- [DATASET EXTRACT]:

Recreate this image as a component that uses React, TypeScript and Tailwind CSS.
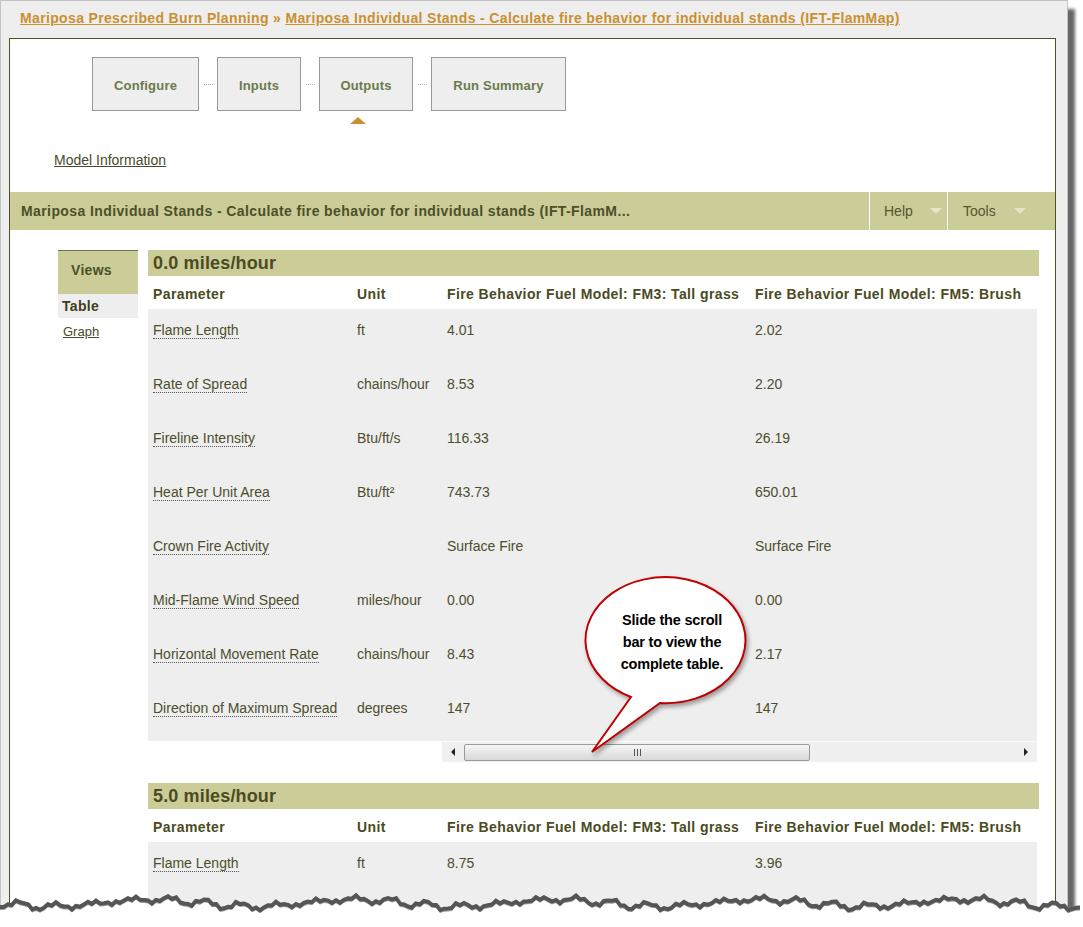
import React from 'react';

const rows = [
  ['Flame Length', 'ft', '4.01', '2.02'],
  ['Rate of Spread', 'chains/hour', '8.53', '2.20'],
  ['Fireline Intensity', 'Btu/ft/s', '116.33', '26.19'],
  ['Heat Per Unit Area', 'Btu/ft²', '743.73', '650.01'],
  ['Crown Fire Activity', '', 'Surface Fire', 'Surface Fire'],
  ['Mid-Flame Wind Speed', 'miles/hour', '0.00', '0.00'],
  ['Horizontal Movement Rate', 'chains/hour', '8.43', '2.17'],
  ['Direction of Maximum Spread', 'degrees', '147', '147'],
];

const steps = [
  { label: 'Configure', w: 'w-[107px]' },
  { label: 'Inputs', w: 'w-[84px]' },
  { label: 'Outputs', w: 'w-[94px]', active: true },
  { label: 'Run Summary', w: 'w-[135px]' },
];

const HeaderRow = () => (
  <div className="grid grid-cols-[204px_90px_308px_1fr] h-[33px] pt-[10px] leading-[16px] bg-white text-[14px] font-bold tracking-[0.4px] text-[#4b4b22]">
    <div className="pl-[5px]">Parameter</div>
    <div className="pl-[5px]">Unit</div>
    <div className="pl-[5px]">Fire Behavior Fuel Model: FM3: Tall grass</div>
    <div className="pl-[5px]">Fire Behavior Fuel Model: FM5: Brush</div>
  </div>
);

const DataRow = ({ r }: { r: string[] }) => (
  <div className="grid grid-cols-[204px_90px_308px_1fr] h-[54px] pt-[13px] bg-[#eeeeee] mr-[2px] text-[14px] leading-[16px] text-[#4d4d2b]">
    <div className="pl-[5px]">
      <span className="border-b border-dotted border-[#555]">{r[0]}</span>
    </div>
    <div className="pl-[5px]">{r[1]}</div>
    <div className="pl-[5px]">{r[2]}</div>
    <div className="pl-[5px]">{r[3]}</div>
  </div>
);

const Scrollbar = () => (
  <div className="flex">
    <div className="w-[294px] bg-white" />
    <div className="flex items-center w-[595px] h-[21px] bg-[#f0f0f0] border-t border-[#fafafa]">
      <div className="w-[22px] flex justify-center">
        <div className="w-0 h-0 border-y-[4px] border-y-transparent border-r-[4px] border-r-[#222]" />
      </div>
      <div className="w-[346px] h-[17px] rounded-[2px] border border-[#9a9a9a] bg-gradient-to-b from-[#f6f6f6] to-[#d8d8d8] flex items-center justify-center gap-[2px]">
        <div className="w-px h-[7px] bg-[#555]" />
        <div className="w-px h-[7px] bg-[#555]" />
        <div className="w-px h-[7px] bg-[#555]" />
      </div>
      <div className="flex-1" />
      <div className="w-[22px] flex justify-center">
        <div className="w-0 h-0 border-y-[4px] border-y-transparent border-l-[4px] border-l-[#222]" />
      </div>
    </div>
  </div>
);

const Bubble = () => (
  <div className="absolute left-[580px] top-[572px] w-[180px] h-[190px]">
    <svg className="absolute inset-0 drop-shadow-[2px_3px_2px_rgba(0,0,0,0.35)]" width="180" height="190" viewBox="0 0 180 190">
      <path
        d="M51 125 L12 180 L80 131 A80 63 0 1 0 51 125 Z"
        fill="white"
        stroke="#c00000"
        strokeWidth="2"
        strokeLinejoin="miter"
      />
    </svg>
    <div className="absolute left-[17px] top-[37px] w-[150px] text-center text-[14.5px] leading-[22px] font-bold text-black tracking-[-0.2px]">
      Slide the scroll
      <br />
      bar to view the
      <br />
      complete table.
    </div>
  </div>
);

const TornEdge = () => {
  const pts: [number, number][] = [];
  for (let x = 0; x <= 1083; x += 4) {
    const y =
      13 +
      3.5 * Math.sin(x * 0.031) +
      2.5 * Math.sin(x * 0.17 + 1.3) +
      1.6 * Math.sin(x * 0.63 + 0.4) +
      1.0 * Math.sin(x * 1.37 + 2.1);
    pts.push([x, y]);
  }
  const line = pts.map((p, i) => `${i ? 'L' : 'M'}${p[0]} ${p[1].toFixed(1)}`).join(' ');
  const fill = pts.map((p, i) => `${i ? 'L' : 'M'}${p[0]} ${(p[1] + 3).toFixed(1)}`).join(' ') + ' L1083 40 L0 40 Z';
  return (
    <svg className="absolute left-0 top-[890px]" width="1083" height="40" viewBox="0 0 1083 40">
      <path d={line} fill="none" stroke="#9a9a9a" strokeWidth="7" transform="translate(0 2)" />
      <path d={line} fill="none" stroke="#555" strokeWidth="4" />
      <path d={fill} fill="white" />
    </svg>
  );
};

const Section = ({ title, children }: { title: string; children: React.ReactNode }) => (
  <div>
    <div className="h-[26px] bg-[#cccc99] pl-[5px] flex items-center text-[18px] font-bold tracking-[0.15px] text-[#4b4b22]">{title}</div>
    <HeaderRow />
    {children}
  </div>
);

export default function App() {
  return (
    <div className="relative w-[1083px] h-[927px] bg-white overflow-hidden font-['Liberation_Sans',Arial,sans-serif]">
      <div className="w-[1068px] h-[940px] bg-[#eeeeee] border-l border-t border-r border-[#c4c4c4] shadow-[7px_9px_3px_rgba(0,0,0,0.6)]">
        {/* breadcrumb */}
        <div className="h-[37px] pl-[19px] pt-[7px] text-[14px] font-bold tracking-[0.35px] text-[#c9902f]">
          <a className="underline">Mariposa Prescribed Burn Planning</a>
          <span> » </span>
          <a className="underline">Mariposa Individual Stands - Calculate fire behavior for individual stands (IFT-FlamMap)</a>
        </div>

        {/* main panel */}
        <div className="ml-[8px] w-[1047px] h-[900px] bg-white border border-[#4b5320]">
          {/* steps */}
          <div className="flex items-center pl-[82px] pt-[18px]">
            {steps.map((s, i) => (
              <React.Fragment key={s.label}>
                {i > 0 && (
                  <div className="flex justify-center w-[18px]">
                    <div className="w-[9px] border-t border-dotted border-[#aaa]" />
                  </div>
                )}
                <div className="relative">
                  <div className={`${s.w} h-[54px] pt-[4px] bg-[#eeeeee] border border-[#999] flex items-center justify-center text-[13px] font-bold tracking-[0.2px] text-[#6b7a4a]`}>
                    {s.label}
                  </div>
                  {s.active && (
                    <div className="absolute left-[31px] top-[60px] w-0 h-0 border-x-[8px] border-x-transparent border-b-[7px] border-b-[#c9902f]" />
                  )}
                </div>
              </React.Fragment>
            ))}
          </div>

          {/* model info */}
          <div className="pl-[44px] pt-[39px] h-[81px] text-[14px] text-[#4a4a2a]">
            <a className="underline">Model Information</a>
          </div>

          {/* title bar */}
          <div className="flex h-[38px] bg-[#cccc99] text-[14px] text-[#4b5028]">
            <div className="flex-1 pl-[11px] flex items-center font-bold tracking-[0.4px]">
              Mariposa Individual Stands - Calculate fire behavior for individual stands (IFT-FlamM...
            </div>
            <div className="w-[78px] border-l border-white flex items-center pl-[14px] gap-[17px] text-[#55552f]">
              Help
              <div className="w-0 h-0 border-x-[6px] border-x-transparent border-t-[6px] border-t-[#e4e4c8]" />
            </div>
            <div className="w-[108px] border-l border-white flex items-center pl-[15px] gap-[18px] text-[#55552f]">
              Tools
              <div className="w-0 h-0 border-x-[6px] border-x-transparent border-t-[6px] border-t-[#e4e4c8]" />
            </div>
          </div>

          {/* body */}
          <div className="flex pt-[20px] pl-[48px]">
            {/* views */}
            <div className="w-[80px] mr-[10px] border-t border-[#6b7a4a]">
              <div className="h-[43px] bg-[#cccc99] pl-[13px] pt-[11px] leading-[16px] text-[14px] font-bold tracking-[0.3px] text-[#4b5028]">Views</div>
              <div className="h-[24px] bg-[#eeeeee] pl-[4px] flex items-center text-[14px] font-bold tracking-[0.3px] text-[#3f3f1e]">Table</div>
              <div className="pl-[5px] pt-[4px] text-[13px] text-[#4a4a2a]">
                <a className="underline">Graph</a>
              </div>
            </div>

            {/* results */}
            <div className="relative w-[891px]">
              <Section title="0.0 miles/hour">
                {rows.map((r) => (
                  <DataRow key={r[0]} r={r} />
                ))}
                <Scrollbar />
              </Section>
              <div className="h-[21px]" />
              <Section title="5.0 miles/hour">
                <DataRow r={['Flame Length', 'ft', '8.75', '3.96']} />
                <DataRow r={['', '', '', '']} />
              </Section>
            </div>
          </div>
        </div>
      </div>

      <Bubble />
      <TornEdge />
    </div>
  );
}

- [THE PROBLEM]:
Return the material line for line, from its beginning to the line that contains "import React from 'react';", with the pictures left out.

- [OUTPUT BELOW]:
Recreate this image as a component that uses React, TypeScript and Tailwind CSS.
import React from 'react';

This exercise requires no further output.